▸ **YOUR INSTRUCTIONS**: Restate each line of the listing exactly, without carrying over any pictures.

▸ **DATA PROVIDED**:
-------------------------

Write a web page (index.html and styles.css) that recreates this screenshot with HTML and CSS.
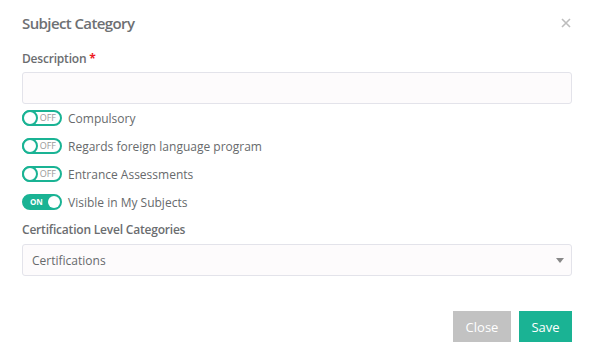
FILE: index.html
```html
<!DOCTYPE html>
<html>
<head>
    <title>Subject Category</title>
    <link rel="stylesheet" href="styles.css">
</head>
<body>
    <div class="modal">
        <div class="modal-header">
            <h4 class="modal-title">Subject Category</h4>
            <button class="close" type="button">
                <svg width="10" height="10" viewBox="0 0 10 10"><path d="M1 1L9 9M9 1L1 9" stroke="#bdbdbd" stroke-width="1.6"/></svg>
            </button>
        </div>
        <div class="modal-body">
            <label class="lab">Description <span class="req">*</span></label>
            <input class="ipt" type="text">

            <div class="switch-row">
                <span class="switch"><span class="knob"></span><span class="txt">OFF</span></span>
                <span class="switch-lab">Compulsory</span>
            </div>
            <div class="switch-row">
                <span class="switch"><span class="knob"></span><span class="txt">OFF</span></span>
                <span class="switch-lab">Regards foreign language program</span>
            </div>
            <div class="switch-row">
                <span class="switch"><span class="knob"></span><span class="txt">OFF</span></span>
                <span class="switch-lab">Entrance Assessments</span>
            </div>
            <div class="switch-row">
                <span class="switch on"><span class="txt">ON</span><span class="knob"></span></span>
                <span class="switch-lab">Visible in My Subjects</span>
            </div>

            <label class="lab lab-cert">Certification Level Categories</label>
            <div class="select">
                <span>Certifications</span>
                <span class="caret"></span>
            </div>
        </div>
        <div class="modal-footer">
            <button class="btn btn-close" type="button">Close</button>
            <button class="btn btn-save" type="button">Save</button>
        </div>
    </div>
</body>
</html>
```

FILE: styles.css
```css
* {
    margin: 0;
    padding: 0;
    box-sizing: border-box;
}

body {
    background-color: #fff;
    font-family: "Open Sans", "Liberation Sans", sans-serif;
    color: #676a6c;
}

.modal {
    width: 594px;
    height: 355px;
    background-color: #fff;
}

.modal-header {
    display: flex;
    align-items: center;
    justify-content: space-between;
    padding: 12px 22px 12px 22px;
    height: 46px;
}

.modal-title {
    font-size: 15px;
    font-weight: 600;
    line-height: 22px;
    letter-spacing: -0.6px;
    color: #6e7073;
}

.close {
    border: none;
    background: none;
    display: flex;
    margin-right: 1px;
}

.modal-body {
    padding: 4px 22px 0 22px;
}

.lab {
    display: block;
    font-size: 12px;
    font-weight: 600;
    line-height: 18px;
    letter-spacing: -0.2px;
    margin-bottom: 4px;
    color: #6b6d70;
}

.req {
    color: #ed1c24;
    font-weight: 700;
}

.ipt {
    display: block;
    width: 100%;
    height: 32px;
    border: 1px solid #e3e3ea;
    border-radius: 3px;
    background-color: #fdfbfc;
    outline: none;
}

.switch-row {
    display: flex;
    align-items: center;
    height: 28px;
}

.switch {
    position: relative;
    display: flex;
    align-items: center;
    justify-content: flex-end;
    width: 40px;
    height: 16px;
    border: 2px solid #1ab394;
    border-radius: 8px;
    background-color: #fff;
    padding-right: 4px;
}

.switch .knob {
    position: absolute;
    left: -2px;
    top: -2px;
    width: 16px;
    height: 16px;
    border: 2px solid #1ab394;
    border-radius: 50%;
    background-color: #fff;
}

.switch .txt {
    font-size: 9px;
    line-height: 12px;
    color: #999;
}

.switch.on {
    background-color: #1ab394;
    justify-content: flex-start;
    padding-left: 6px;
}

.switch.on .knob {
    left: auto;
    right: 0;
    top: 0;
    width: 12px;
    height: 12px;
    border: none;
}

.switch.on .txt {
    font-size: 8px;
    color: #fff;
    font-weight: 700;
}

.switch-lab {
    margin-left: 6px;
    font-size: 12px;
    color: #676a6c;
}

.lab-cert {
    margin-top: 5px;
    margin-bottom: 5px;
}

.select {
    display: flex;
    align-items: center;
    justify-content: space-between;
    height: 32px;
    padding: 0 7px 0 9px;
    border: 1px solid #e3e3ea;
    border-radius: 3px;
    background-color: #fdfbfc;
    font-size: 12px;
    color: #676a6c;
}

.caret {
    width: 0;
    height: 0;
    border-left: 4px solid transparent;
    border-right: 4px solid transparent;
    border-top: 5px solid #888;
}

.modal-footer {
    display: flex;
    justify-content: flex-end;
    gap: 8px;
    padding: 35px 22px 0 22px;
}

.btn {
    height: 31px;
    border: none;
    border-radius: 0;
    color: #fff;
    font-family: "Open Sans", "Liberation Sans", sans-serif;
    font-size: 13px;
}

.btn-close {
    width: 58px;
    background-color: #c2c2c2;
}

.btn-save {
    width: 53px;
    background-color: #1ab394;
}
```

-------------------------

▸ **CORRECT RESPONSE**:
Write a web page (index.html and styles.css) that recreates this screenshot with HTML and CSS.
FILE: index.html
```html
<!DOCTYPE html>
<html>
<head>
    <title>Subject Category</title>
    <link rel="stylesheet" href="styles.css">
</head>
<body>
    <div class="modal">
        <div class="modal-header">
            <h4 class="modal-title">Subject Category</h4>
            <button class="close" type="button">
                <svg width="10" height="10" viewBox="0 0 10 10"><path d="M1 1L9 9M9 1L1 9" stroke="#bdbdbd" stroke-width="1.6"/></svg>
            </button>
        </div>
        <div class="modal-body">
            <label class="lab">Description <span class="req">*</span></label>
            <input class="ipt" type="text">

            <div class="switch-row">
                <span class="switch"><span class="knob"></span><span class="txt">OFF</span></span>
                <span class="switch-lab">Compulsory</span>
            </div>
            <div class="switch-row">
                <span class="switch"><span class="knob"></span><span class="txt">OFF</span></span>
                <span class="switch-lab">Regards foreign language program</span>
            </div>
            <div class="switch-row">
                <span class="switch"><span class="knob"></span><span class="txt">OFF</span></span>
                <span class="switch-lab">Entrance Assessments</span>
            </div>
            <div class="switch-row">
                <span class="switch on"><span class="txt">ON</span><span class="knob"></span></span>
                <span class="switch-lab">Visible in My Subjects</span>
            </div>

            <label class="lab lab-cert">Certification Level Categories</label>
            <div class="select">
                <span>Certifications</span>
                <span class="caret"></span>
            </div>
        </div>
        <div class="modal-footer">
            <button class="btn btn-close" type="button">Close</button>
            <button class="btn btn-save" type="button">Save</button>
        </div>
    </div>
</body>
</html>
```

FILE: styles.css
```css
* {
    margin: 0;
    padding: 0;
    box-sizing: border-box;
}

body {
    background-color: #fff;
    font-family: "Open Sans", "Liberation Sans", sans-serif;
    color: #676a6c;
}

.modal {
    width: 594px;
    height: 355px;
    background-color: #fff;
}

.modal-header {
    display: flex;
    align-items: center;
    justify-content: space-between;
    padding: 12px 22px 12px 22px;
    height: 46px;
}

.modal-title {
    font-size: 15px;
    font-weight: 600;
    line-height: 22px;
    letter-spacing: -0.6px;
    color: #6e7073;
}

.close {
    border: none;
    background: none;
    display: flex;
    margin-right: 1px;
}

.modal-body {
    padding: 4px 22px 0 22px;
}

.lab {
    display: block;
    font-size: 12px;
    font-weight: 600;
    line-height: 18px;
    letter-spacing: -0.2px;
    margin-bottom: 4px;
    color: #6b6d70;
}

.req {
    color: #ed1c24;
    font-weight: 700;
}

.ipt {
    display: block;
    width: 100%;
    height: 32px;
    border: 1px solid #e3e3ea;
    border-radius: 3px;
    background-color: #fdfbfc;
    outline: none;
}

.switch-row {
    display: flex;
    align-items: center;
    height: 28px;
}

.switch {
    position: relative;
    display: flex;
    align-items: center;
    justify-content: flex-end;
    width: 40px;
    height: 16px;
    border: 2px solid #1ab394;
    border-radius: 8px;
    background-color: #fff;
    padding-right: 4px;
}

.switch .knob {
    position: absolute;
    left: -2px;
    top: -2px;
    width: 16px;
    height: 16px;
    border: 2px solid #1ab394;
    border-radius: 50%;
    background-color: #fff;
}

.switch .txt {
    font-size: 9px;
    line-height: 12px;
    color: #999;
}

.switch.on {
    background-color: #1ab394;
    justify-content: flex-start;
    padding-left: 6px;
}

.switch.on .knob {
    left: auto;
    right: 0;
    top: 0;
    width: 12px;
    height: 12px;
    border: none;
}

.switch.on .txt {
    font-size: 8px;
    color: #fff;
    font-weight: 700;
}

.switch-lab {
    margin-left: 6px;
    font-size: 12px;
    color: #676a6c;
}

.lab-cert {
    margin-top: 5px;
    margin-bottom: 5px;
}

.select {
    display: flex;
    align-items: center;
    justify-content: space-between;
    height: 32px;
    padding: 0 7px 0 9px;
    border: 1px solid #e3e3ea;
    border-radius: 3px;
    background-color: #fdfbfc;
    font-size: 12px;
    color: #676a6c;
}

.caret {
    width: 0;
    height: 0;
    border-left: 4px solid transparent;
    border-right: 4px solid transparent;
    border-top: 5px solid #888;
}

.modal-footer {
    display: flex;
    justify-content: flex-end;
    gap: 8px;
    padding: 35px 22px 0 22px;
}

.btn {
    height: 31px;
    border: none;
    border-radius: 0;
    color: #fff;
    font-family: "Open Sans", "Liberation Sans", sans-serif;
    font-size: 13px;
}

.btn-close {
    width: 58px;
    background-color: #c2c2c2;
}

.btn-save {
    width: 53px;
    background-color: #1ab394;
}
```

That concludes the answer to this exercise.